A month or so back, we received an email whose sender signed off with his name, followed by: “Bass-baritone, Metropolitan Opera of New York, etc.”
We don’t get these missives “live from The Met” every day.
More likely it’s a dispatch about this weekend’s karaoke offerings downtown or the latest spam-eluding Viagra update (how DO they do it?).
“I take this opportunity to introduce myself,” the email began. “I am William Powers, bass-baritone.”
To say the least; the world-class William Powers would be more accurate, seeing as his half-century of credits cuts across the global opera stage, from The Met to the New York City Opera to countless companies beyond.
Powers’ reason for corresponding: to let us know he’d be returning to his alma mater, Illinois Wesleyan University, to perform for the first time since he graduated a half century ago under a certain level of, let’s say, “duress.”
The homecoming, at 8 tonight in Westbrook Auditorium, promises to be the best freebie in town this week or any other, with a program ranging from Mozart to Porter (Cole).
“I’ll lie down on the couch for you and tell you my story, and you can analyze it for me,” he says after we call him at his home in Lake Barrington.
At 71, he has the pipes of a man many decades younger. No way is this guy 71, we think. It’s a prank. A lie. He’s really 41, 42 tops.
But Powers has the IWU diploma (Class of 1964) to prove it — not to mention the playbill from the New York City Opera’s 1972 production of “Don Giovanni,” his professional debut.
So who are we to analyze his age? The analysis comes from the scholastic end.
Growing up in Bensonville, Ill., “I was the model over-achiever,” he confesses. “I was in all the clubs … National Honors Society member … prize-winner … jock. I was the one on the pedestal.”
Then: “By accident, I found I loved to sing and it developed that I had a very fine and potentially great voice.”
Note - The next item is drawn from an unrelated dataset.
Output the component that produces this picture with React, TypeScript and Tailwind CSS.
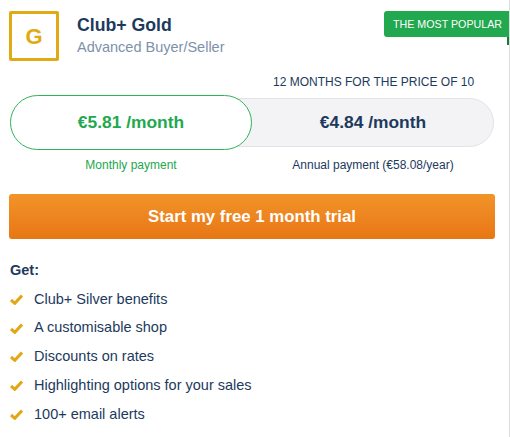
import React from 'react';

const benefits = [
  'Club+ Silver benefits',
  'A customisable shop',
  'Discounts on rates',
  'Highlighting options for your sales',
  '100+ email alerts',
];

const Check: React.FC = () => (
  <svg width="13" height="11" viewBox="0 0 13 11" className="shrink-0">
    <path d="M1 6 L4.8 9.3 L12 1.5" fill="none" stroke="#e3a614" strokeWidth="3" strokeLinejoin="miter" />
  </svg>
);

const App: React.FC = () => {
  return (
    <div className="w-[510px] h-[437px] bg-white overflow-hidden font-['Liberation_Sans',Arial,sans-serif]">
      <div className="relative h-full border-r border-[#dcdcdc] pl-[9px] pr-[15px]">
        {/* Ribbon badge */}
        <div className="absolute right-0 top-[11px] flex flex-col items-end">
          <div className="h-[26px] w-[125px] rounded-l-[3px] bg-[#22a84e] text-white text-[10.7px] flex items-center justify-center pl-[2px]">
            THE MOST POPULAR
          </div>
          <div className="h-[8px] w-[2px] bg-[#177a37]"></div>
        </div>

        {/* Header */}
        <div className="flex items-center pt-[11px]">
          <div className="w-[50px] h-[50px] border-[3px] border-[#e0aa12] rounded-[2px] flex items-center justify-center text-[#e0aa12] text-[22px] font-bold">
            G
          </div>
          <div className="ml-[18px] -mt-[1px]">
            <div className="text-[17.7px] font-bold text-[#1c3a5d] leading-[20px]">Club+ Gold</div>
            <div className="text-[14.5px] text-[#7d91ab] leading-[18px] mt-[3px]">Advanced Buyer/Seller</div>
          </div>
        </div>

        <div className="mt-[14px] text-[12px] text-[#1c3a5d] leading-[14px] pl-[264px]">
          12 MONTHS FOR THE PRICE OF 10
        </div>

        {/* Toggle */}
        <div className="mt-[6px] flex items-center pl-[1px]">
          <button className="relative z-10 w-[242px] h-[55px] rounded-full border border-[#2eb35a] bg-white text-[17.4px] font-bold text-[#22a84e]">
            €5.81 /month
          </button>
          <button className="-ml-[14px] h-[49px] w-[256px] rounded-r-full border border-[#e2e2e8] bg-[#f3f3f5] pl-[14px] text-[17.4px] font-bold text-[#1c3a5d]">
            €4.84 /month
          </button>
        </div>
        <div className="flex mt-[8px] text-[12px] leading-[14px] pl-[1px]">
          <div className="w-[242px] text-center text-[#22a84e]">Monthly payment</div>
          <div className="w-[242px] text-center text-[#1c3a5d]">Annual payment (€58.08/year)</div>
        </div>

        {/* CTA */}
        <button className="mt-[22px] w-[486px] h-[45px] rounded-[3px] bg-gradient-to-b from-[#f29429] to-[#e87615] text-white text-[16.8px] font-bold">
          Start my free 1 month trial
        </button>

        {/* Benefits */}
        <div className="mt-[23px] pl-[1px] text-[14.5px] font-bold text-[#1c3a5d] leading-[16px]">Get:</div>
        <ul className="mt-[7px] pl-[1px]">
          {benefits.map(b => (
            <li key={b} className="flex items-center h-[28.75px] text-[14.5px] text-[#1c3a5d]">
              <Check />
              <span className="ml-[11px]">{b}</span>
            </li>
          ))}
        </ul>
      </div>
    </div>
  );
};

export default App;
“You sing like Mario Lanza,” said his teachers. Even so, “I was much more interested in football and wrestling,” he says. “Music wasn’t a pursuit. I couldn’t read a note of music or play an instrument.”
He still can’t, by the way, and has no regrets.
“The fact of the matter is that I was a football player who happened to be able to sing, too. Like an angel.”
So he ends up at IWU, auditioning with Verdi and Mussorgsky arias and winning a scholarship and … well … falling off that high school pedestal with a thud.
“I was NOT a particularly good ‘student,’ he confesses from the couch. “I cut a lot of classes and spent a lot of time drinking beer and pursing co-eds. I had a lot of Ds and Fs on my transcript when I finally graduated … a year AFTER the freshmen I began with!”
Sleeping off a long, liquid night at downtown Bloomington’s Polar Lounge was par for the course. What happened to this former high school super-student?
Powers knows it’s tied to that lack of formal music education: couldn’t read a note, couldn’t play an instrument. “Suddenly, I was in a school where every student had played piano since they were 5 and they all knew what a C-major chord was,” he says.
The party-animal transformation could be chalked up as defense maneuver: “I wasn’t good enough, so I tried in some way to justify it by the fact that I was a jock underneath … a drunk … a girl-chaser.”
At least, he says, when he cut classes and failed them, he could also be found working on his vocal repertoire, which, in the end, saved his day. “That was the one good thing I devoted my energies to. I could get on stage, open my mouth and blow everyone away.”
Though technically, he adds, “I really had no business graduating.”
But, in the end, “The Voice” won out: He was IWU’s only set of bass pipes, and, in his freshman year, the spring opera, “Don Pasquale” was staged to accommodate it.
The angel beat the demons of drink, partying and scholastic failure. And the rest is history, a chunk of which will be re-created on the Westbrook Auditorium stage tonight.
Because of his bum academic record, they couldn’t give him a requisite “honors recital” in 1964; consider this a delayed reaction of sorts.
Or, as Powers puts it with mock-immodesty but genuine enthusiasm, “My triumphant return recital!”
At a glance
What: William Powers, bass-baritone, with pianist William Billingham
When: 8 o’clock tonight (Thursday Oct. 4)
Where: IWU Westbrook Auditorium
Program highlights: “Il Lacerato Spirito,” from Verdi’s “Simon Boccanegra; “The Catalogue Aria,” from Mozart’s “Don Giovanni,” “Vous Qui Faites,” from Gounod’s “Faust,” Cole Porter’s “I’ve Got You Under My Skin.”